After configuring the dataset, we can import it in the corresponding model configs. For example, to train the “DBNet_R18” model on the ICDAR 2015 dataset.

_base_ = [
    '_base_dbnet_r18_fpnc.py',
    '../_base_/datasets/icdar2015.py',  # import the dataset config
    '../_base_/default_runtime.py',
    '../_base_/schedules/schedule_sgd_1200e.py',
]

icdar2015_textdet_train = _base_.icdar2015_textdet_train            # specify the training set
icdar2015_textdet_train.pipeline = _base_.train_pipeline   # specify the training pipeline
icdar2015_textdet_test = _base_.icdar2015_textdet_test              # specify the testing set
icdar2015_textdet_test.pipeline = _base_.test_pipeline     # specify the testing pipeline

train_dataloader = dict(
    batch_size=16,
    num_workers=8,
    persistent_workers=True,
    sampler=dict(type='DefaultSampler', shuffle=True),
    dataset=icdar2015_textdet_train)    # specify the dataset in train_dataloader

val_dataloader = dict(
    batch_size=1,
    num_workers=4,
    persistent_workers=True,
    sampler=dict(type='DefaultSampler', shuffle=False),
    dataset=icdar2015_textdet_test)    # specify the dataset in val_dataloader

test_dataloader = val_dataloader

Multi-dataset Training

In addition, ConcatDataset enables users to train or test the model on a combination of multiple datasets. You just need to set the dataset type in the dataloader to ConcatDataset in the configuration file and specify the corresponding list of datasets.

train_list = [ic11, ic13, ic15]
train_dataloader = dict(
    dataset=dict(
        type='ConcatDataset', datasets=train_list, pipeline=train_pipeline))

For example, the following configuration uses the MJSynth dataset for training and 6 academic datasets (CUTE80, IIIT5K, SVT, SVTP, ICDAR2013, ICDAR2015) for testing.
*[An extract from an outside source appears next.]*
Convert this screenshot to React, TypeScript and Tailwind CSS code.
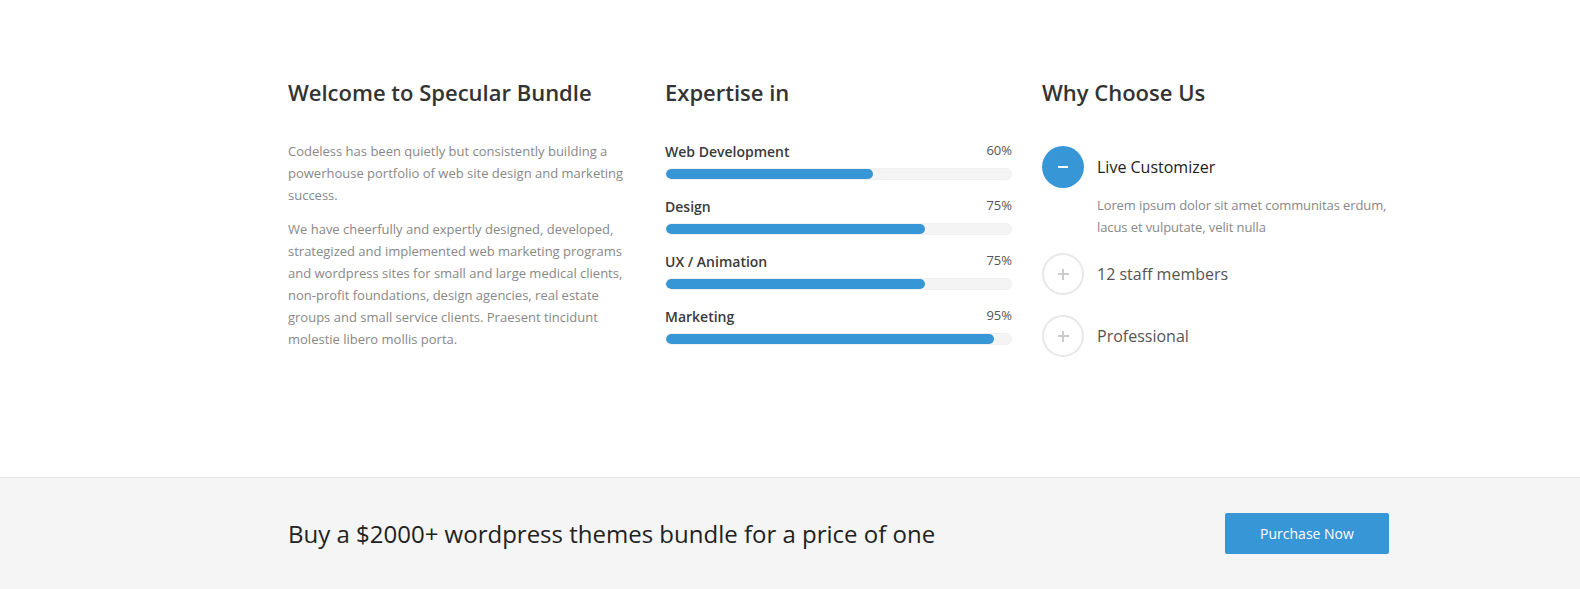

_base_ = [ # Import all dataset configurations you want to use
    '../_base_/datasets/mjsynth.py',
    '../_base_/datasets/cute80.py',
    '../_base_/datasets/iiit5k.py',
    '../_base_/datasets/svt.py',
    '../_base_/datasets/svtp.py',
    '../_base_/datasets/icdar2013.py',
    '../_base_/datasets/icdar2015.py',
    '../_base_/default_runtime.py',
    '../_base_/schedules/schedule_adadelta_5e.py',
    '_base_crnn_mini-vgg.py',
]

# List of training datasets
train_list = [_base_.mjsynth_textrecog_train]
# List of testing datasets
test_list = [
    _base_.cute80_textrecog_test, _base_.iiit5k_textrecog_test, _base_.svt_textrecog_test,
    _base_.svtp_textrecog_test, _base_.icdar2013_textrecog_test, _base_.icdar2015_textrecog_test
]

# Use ConcatDataset to combine the datasets in the list
train_dataset = dict(
       type='ConcatDataset', datasets=train_list, pipeline=_base_.train_pipeline)
test_dataset = dict(
       type='ConcatDataset', datasets=test_list, pipeline=_base_.test_pipeline)

train_dataloader = dict(
    batch_size=192 * 4,
    num_workers=32,
    persistent_workers=True,
    sampler=dict(type='DefaultSampler', shuffle=True),
    dataset=train_dataset)

test_dataloader = dict(
    batch_size=1,
    num_workers=4,
    persistent_workers=True,
    drop_last=False,
    sampler=dict(type='DefaultSampler', shuffle=False),
    dataset=test_dataset)

val_dataloader = test_dataloader

Training and Testing

To meet diverse requirements, MMOCR supports training and testing models on various devices, including PCs, work stations, computation clusters, etc.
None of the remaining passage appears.